Pada pertemuan siang itu kami sempat mendiskusikan topik disertasi masing-masing. Lalu mendiskusikan fenomena dan perkembangan bahasa Indonesia saat ini. Mendiskusikan sumber-sumber pembelajaran dan arsip-arsip yang tersedia di Indonesia dan di Belanda. Uda Suryadi memberi gambaran pada kami bahwa apa pun arsip mengenai Indonesia ada di Belanda. Berbanding terbalik dengan kondisi yang dialami oleh salah seorang dari kami yang tidak menemukan arsip yang dibutuhkannya di lembaga arsip nasional. Uda Suryadi menyebutkan bahwa arsip tentang pabrik Semen Indarung 1 yang mulai beroperasi tahun 1910 lengkap dengan laporan keuangannya setiap tahun tersimpan dengan baik di Belanda. Uda Suryadi menjanjikan, jika butuh referensi yang sudah terlacak, tetapi tidak menemukannya di Indonesia, bisa meminta bantuannya untuk mencarikannya di Belanda.

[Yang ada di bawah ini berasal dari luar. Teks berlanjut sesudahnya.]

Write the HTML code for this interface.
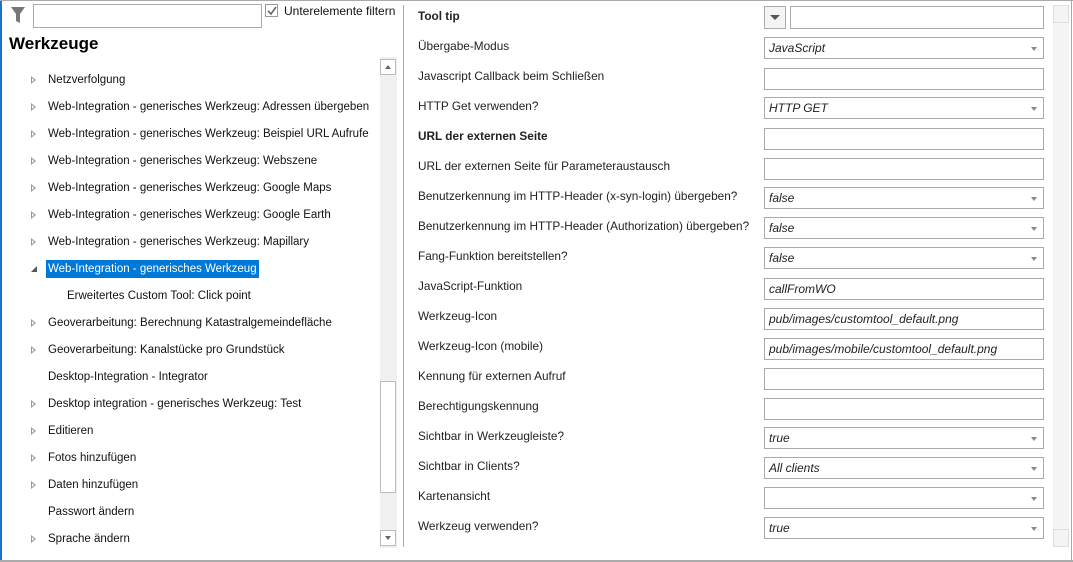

Diskusi mengenai bahasa Indonesia menjadi tema yang paling menarik siang itu. Bahasa Indonesia merupakan sesuatu yang selalu menarik dan tidak pernah selesai untuk dibicarakan. Misalnya saja bagaimana bahasa Indonesia menyerap kosakata bahasa asing seperti bahasa Belanda dan bahasa lainnya dari waktu ke waktu. Bagaimana saat ini bahasa Indonesia dibanjiri oleh istilah-istilah baru yang bukan asli Indonesia. Bagaimana Badan Bahasa mengakomodasi perkembangan bahasa Indonesia, dan sebagainya. Termasuk juga bagaimana bahasa Indonesia dipolitisasi untuk kepentingan duit dan proyek. Kami distimulus oleh Uda Suryadi untuk menelurkan penelitian-penelitian baru mengenai fenomena tersebut. Kata “tethering” tiba-tiba menjadi contoh diskusi kami karena tiba-tiba muncul sebagai bahasa yang populer di tengah masyarakat saat ini. Dari mana kata itu berasal. Apa maknanya. Kapan dia muncul. Itu semua dapat diteliti dan dijadikan sebagai artikel ilmiah yang menarik.
Tidak terasa waktu berlalu, akhirnya kami mengakhiri pertemuan. Uda Suryadi ada janji lagi dengan mahasiswanya di Leiden yang sedang belajar di Yogyakarta untuk bertemu. Kami berpamitan. Besoknya Uda Suryadi akan meneruskan liburan sambil bertugasnya ke Surabaya. Ketika keluar dari Maliobooro Mall ternyata hari sudah menjelang magrib. Nun dari corong masjid yang ada di sekitaran Malioboro telah berkumandang suara azan. Saya ke masjid untuk salat magrib. Tiga teman lain juga berpencar-pencar kembali ke kontrakan masing-masing.
Begitulah, hari itu kami memperoleh ilmu dan berkah dari sesuatu yang tidak direncanakan, tetapi telah ditakdirkan Yang Maha Kuasa. Siang itu, empat anak muda yang sedang menuntut ilmu di Yogyakarta bertemu di Malioboro yang ikonik itu, berdiskusi hangat dengan seorang intelektual hebat, pakar filologi dan kebudayaan Minangkabau, putra Piaman yang meretas sejarah intelektualnya di Leiden, Belanda. “Maka nikmat Tuhanmu yang manakah yang kamu dustakan”. Siang itu, bagi kami Malioboro bukan lagi sekadar tempat pelesiran, melainkan tempat merajut silaturahmi antara dua generasi dari almamater yang sama, yaitu Universitas Andalas. Wallahu alam Bissawab.